Are you awed by an autograph? Swayed by a signature? As you peruse the shelves and tables of a bookshop, is your eye drawn more readily to a cover if it bears one of those little stickers announcing that the copy in question has been signed by the author? Plenty of people’s eyes are, apparently.
Publishers always encourage their authors to get out there in the shops, pen in hand, offering to sign whichever copies of their latest work happen to be in stock. I did this with my first book, and felt a little silly walking up to the counter in Waterstones, carrying half a dozen copies of the novel lifted from a nearby table. But the assistant didn’t bat an eyelid. In fact she was very pleasant, asking me about the book and how it was going. Clearly authors popping in to apply their monikers was a common occurrence. Since then it’s become an enjoyable little hobby whenever I have a new book out. Apart from being an excuse to get out of the house (always welcome for writers), it gives you some feedback not just on how your own book is doing, but how the trade is faring more widely.
Customers, the assistants always tell you, are indeed influenced by whether a copy is signed or not. Some buy books simply because they’re signed, even if they have no interest at all in the subject matter or genre. This seems sad, if not downright spooky. Maybe they’re stockpiling the books in the hope that one or two will become bestsellers, thereby making the signature valuable.
As well as the ‘signed on site’ copies, there are those autographed by the author centrally before being distributed to the shops. I was driven by my publishers to a warehouse to sign 400 copies of one novel, which made me feel very big and clever, until someone happened to mention that John McEnroe (whose autobiography had just come out with the same firm) had done 3,000. Surely not all in one go? Still, the number begs the question of quality. How good will someone’s thousandth consecutive signature be? I checked out some of the signed copies currently in the shops, and can report that Andrew Miller’s has a certain swagger (though a hurried M and a hasty finish seem to turn his surname into ‘Nott’). Alain de Botton, on the other hand, is way over the speed limit. His first name becomes an ‘H’, the ‘de’ is virtually a dot, while the surname looks like ‘R’. All he needs is another ‘H’ to portray himself as a member of the Royal Family. Which may or may not be the impression he’s trying to create. If you want to go super-formal, incidentally, the ‘correct’ way of doing things is to cross out the printed version of your name on the title page before applying your signature underneath. The only person I’ve ever known do this is Simon Heffer. No surprise there, then.

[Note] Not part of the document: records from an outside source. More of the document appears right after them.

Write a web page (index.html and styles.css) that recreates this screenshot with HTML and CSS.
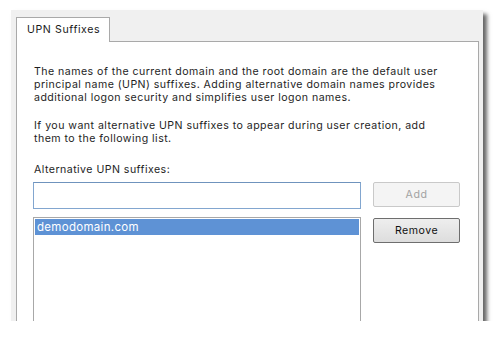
FILE: index.html
```html
<!DOCTYPE html>
<html>
<head>
<meta charset="utf-8">
<link rel="stylesheet" href="styles.css">
</head>
<body>
<div class="shot">
  <div class="tabs">
    <div class="tab">UPN Suffixes</div>
    <div class="tab-fill"></div>
  </div>
  <div class="panel">
    <p class="desc">The names of the current domain and the root domain are the default user<br>principal name (UPN) suffixes. Adding alternative domain names provides<br>additional logon security and simplifies user logon names.</p>
    <p class="desc second">If you want alternative UPN suffixes to appear during user creation, add<br>them to the following list.</p>
    <div class="label">Alternative UPN suffixes:</div>
    <div class="grid">
      <div class="input"></div>
      <button class="btn disabled">Add</button>
      <div class="list"><div class="item selected">demodomain.com</div></div>
      <button class="btn remove">Remove</button>
    </div>
  </div>
</div>
</body>
</html>
```

FILE: styles.css
```css
html, body {
  margin: 0;
  background: #ffffff;
}
body {
  padding: 10px 0 0 11px;
  font-family: Inter, "Open Sans", sans-serif;
  font-size: 10.6px;
  letter-spacing: 0.46px;
  color: #222;
}
.shot {
  width: 472px;
  height: 311px;
  box-sizing: border-box;
  background: #f0f0f0;
  box-shadow: 4px 4px 4px rgba(0, 0, 0, 0.6);
  padding: 7px 4px 0 5px;
  display: flex;
  flex-direction: column;
  overflow: hidden;
}
.tabs {
  display: flex;
  height: 25px;
  flex: none;
}
.tab {
  width: 94px;
  box-sizing: border-box;
  border: 1px solid #a9a9a9;
  border-bottom: none;
  background: #fff;
  padding-left: 10px;
  line-height: 24px;
  letter-spacing: 0.6px;
  color: #1a1a1a;
}
.tab-fill {
  flex: 1;
  border-bottom: 1px solid #a9a9a9;
}
.panel {
  flex: 1;
  background: #fff;
  border: 1px solid #a9a9a9;
  border-top: none;
  padding: 24px 0 0 17px;
}
.desc {
  margin: 0;
  line-height: 12.8px;
  white-space: nowrap;
  color: #1e1e1e;
}
.second {
  margin-top: 16px;
}
.label {
  margin-top: 18px;
  line-height: 12.8px;
  color: #1e1e1e;
}
.grid {
  margin-top: 5px;
  display: grid;
  grid-template-columns: 328px 87px;
  column-gap: 12px;
  row-gap: 8px;
  align-items: start;
  margin-left: -1px;
}
.input {
  height: 27px;
  box-sizing: border-box;
  border: 1px solid #82a6cf;
  border-top-color: #6f93bd;
  background: #fff;
}
.btn {
  height: 25px;
  box-sizing: border-box;
  font-family: inherit;
  font-size: 10.6px;
  letter-spacing: 0.5px;
  padding: 0;
  border-radius: 2px;
}
.disabled {
  border: 1px solid #c9c9c9;
  background: #f4f4f4;
  color: #a2a2a2;
}
.remove {
  margin-top: 1px;
  border: 1px solid #6e6e6e;
  background: linear-gradient(#eeeeee, #dddddd);
  color: #111;
}
.list {
  height: 130px;
  box-sizing: border-box;
  border: 1px solid #a8a8a8;
  background: #fff;
  padding: 1px 1px 0 1px;
}
.item {
  height: 16px;
  line-height: 16px;
  padding-left: 2px;
  font-size: 11.5px;
  letter-spacing: 0.3px;
}
.selected {
  background: #5e92d5;
  color: #fff;
}
```
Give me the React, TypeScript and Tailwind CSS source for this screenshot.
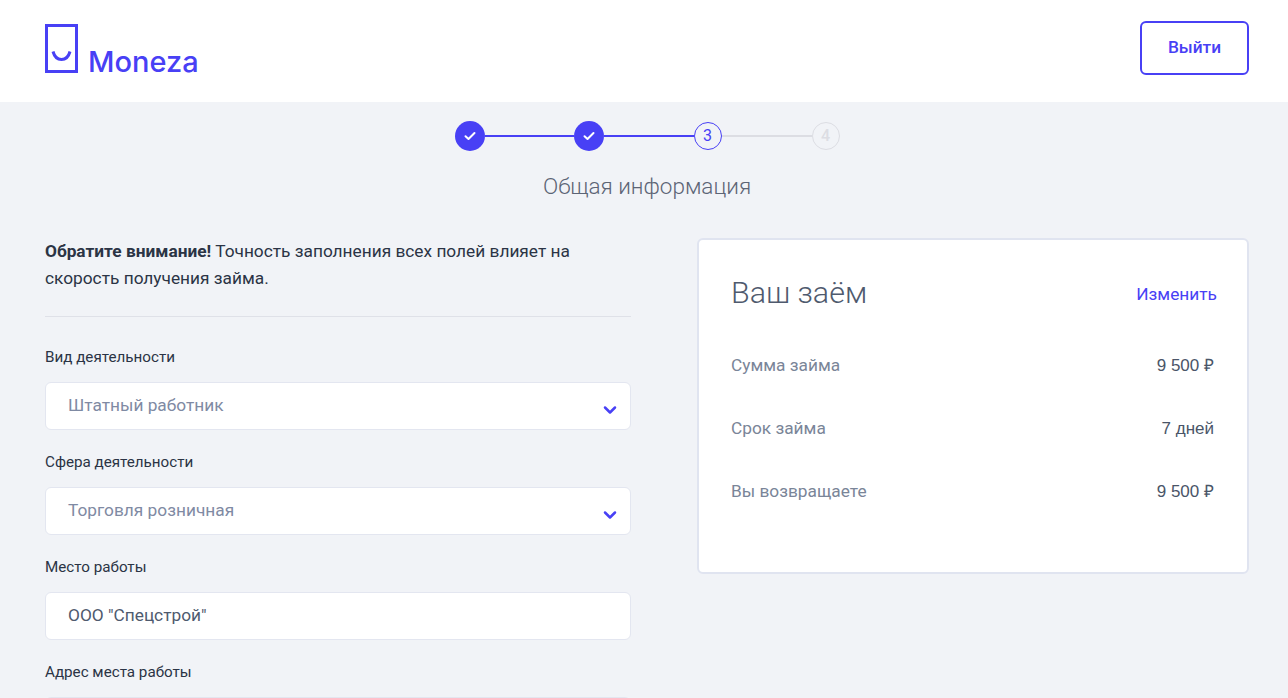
import { ChevronDown } from "lucide-react";

const Check = () => (
  <svg width="12" height="10" viewBox="0 0 12 10" fill="none">
    <path d="M1.5 5.2 4.5 8l6-6" stroke="#fff" strokeWidth="2" strokeLinecap="round" strokeLinejoin="round" />
  </svg>
);

const Logo = () => (
  <div className="flex items-end">
    <svg width="34" height="50" viewBox="0 0 34 50" fill="none" className="block">
      <rect x="1.500" y="1.500" width="30" height="46" stroke="#4840f5" strokeWidth="3" />
      <path d="M8 27.500c1.500 5.500 4.500 8 8.500 8s7-2.500 8.500-8" stroke="#4840f5" strokeWidth="3" />
    </svg>
    <span className="ml-[9px] mb-[-5px] text-[29px] leading-[34px] font-medium text-[#4840f5] font-['Inter',sans-serif]">Moneza</span>
  </div>
);

const Field = ({ label, value, select }: { label: string; value: string; select?: boolean }) => (
  <div>
    <div className="h-[22px] text-[15.2px] leading-[22px] text-[#2b3445]">{label}</div>
    <div className="mt-[14px] flex h-[48px] items-center justify-between rounded-[6px] border border-[#e3e6f0] bg-white pl-[22px] pr-[10px]">
      <span className={select ? "text-[17.3px] text-[#7f8aa3]" : "text-[17.3px] text-[#4f5a6e]"}>{value}</span>
      {select && <ChevronDown className="mt-[8px] h-[20px] w-[20px] text-[#4840f5]" strokeWidth={3} />}
    </div>
  </div>
);

const Row = ({ label, value }: { label: string; value: string }) => (
  <div className="flex h-[63px] items-center justify-between pr-[3px]">
    <span className="text-[17.3px] text-[#7a8598]">{label}</span>
    <span className="font-['Liberation_Sans',sans-serif] text-[17px] text-[#4a5568]">{value}</span>
  </div>
);

export default function App() {
  return (
    <div className="h-[698px] overflow-hidden bg-[#f1f3f7] font-['Roboto',sans-serif]">
      <header className="flex h-[102px] items-start justify-between bg-white pl-[45px] pr-[39px]">
        <div className="mt-[24px]"><Logo /></div>
        <button className="mt-[21px] h-[54px] w-[109px] rounded-[6px] border-2 border-[#4840f5] bg-white text-[17.3px] font-medium text-[#4840f5]">
          Выйти
        </button>
      </header>

      <main className="pl-[45px] pr-[39px]">
        <div className="mt-[19px] flex items-center justify-center">
          <div className="flex h-[30px] w-[30px] items-center justify-center rounded-full bg-[#4840f5]"><Check /></div>
          <div className="h-[2px] w-[89px] bg-[#4840f5]" />
          <div className="flex h-[30px] w-[30px] items-center justify-center rounded-full bg-[#4840f5]"><Check /></div>
          <div className="h-[2px] w-[90px] bg-[#4840f5]" />
          <div className="flex h-[28px] w-[28px] items-center justify-center rounded-full border border-[#4840f5] text-[16px] text-[#4840f5]">3</div>
          <div className="h-[2px] w-[90px] bg-[#dcdde3]" />
          <div className="flex h-[28px] w-[28px] items-center justify-center rounded-full border border-[#dcdde3] text-[16px] font-medium text-[#dcdde3]">4</div>
        </div>

        <h1 className="mt-[20px] text-center text-[22.5px] leading-[30px] font-light text-[#5c6475]">Общая информация</h1>

        <div className="mt-[37px] flex items-start justify-between">
          <div className="w-[586px]">
            <p className="text-[17.3px] leading-[27px] text-[#2b3445]">
              <b className="font-bold">Обратите внимание!</b> Точность заполнения всех полей влияет на скорость получения займа.
            </p>
            <div className="mt-[24px] h-px bg-[#dfe1e8]" />
            <div className="mt-[29px] flex flex-col gap-[21px]">
              <Field label="Вид деятельности" value="Штатный работник" select />
              <Field label="Сфера деятельности" value="Торговля розничная" select />
              <Field label="Место работы" value='ООО "Спецстрой"' />
              <Field label="Адрес места работы" value="" />
            </div>
          </div>

          <aside className="h-[336px] w-[552px] rounded-[6px] border-2 border-[#e0e4f0] bg-white pl-[32px] pr-[30px]">
            <div className="mt-[33px] flex items-center justify-between">
              <h2 className="text-[30.4px] leading-[40px] font-light text-[#4f5a6e]">Ваш заём</h2>
              <a className="mt-[4px] text-[17.3px] text-[#4840f5]">Изменить</a>
            </div>
            <div className="mt-[21px]">
              <Row label="Сумма займа" value="9 500 ₽" />
              <Row label="Срок займа" value="7 дней" />
              <Row label="Вы возвращаете" value="9 500 ₽" />
            </div>
          </aside>
        </div>
      </main>
    </div>
  );
}
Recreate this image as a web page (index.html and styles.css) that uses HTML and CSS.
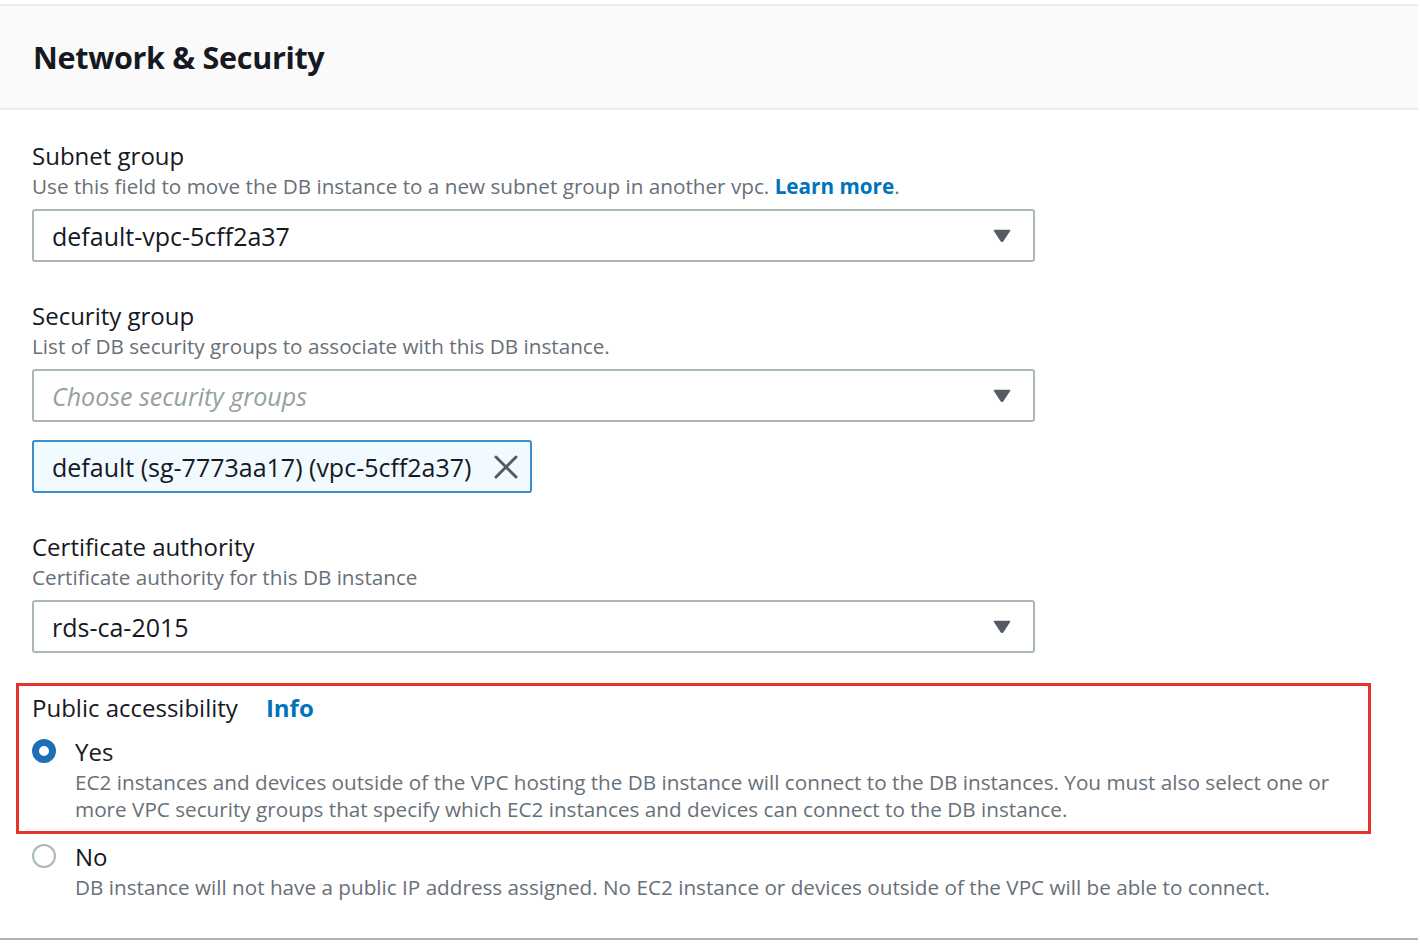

My own writing, is has to be said, is nothing to write home about. A friend who saw an early signed copy of my first book warned that it was all too spiky, particularly the sharp-pointed ‘M’s, and was in danger of making people think I was a serial killer. As he knew a lot about the autograph market, and had recently seen Dennis Nilsen’s signature, I paid attention. We were in a pub at the time, and proceeded to cover an entire copy of The Times (then still a broadsheet) with practice efforts, Matt gradually coaching me towards a more rounded and less off-putting version of my name. Only after a while did we look up and notice that a man at a nearby table was watching us. His thoughts, you could see from his expression, comprised but a single word. A word beginning with ‘w’.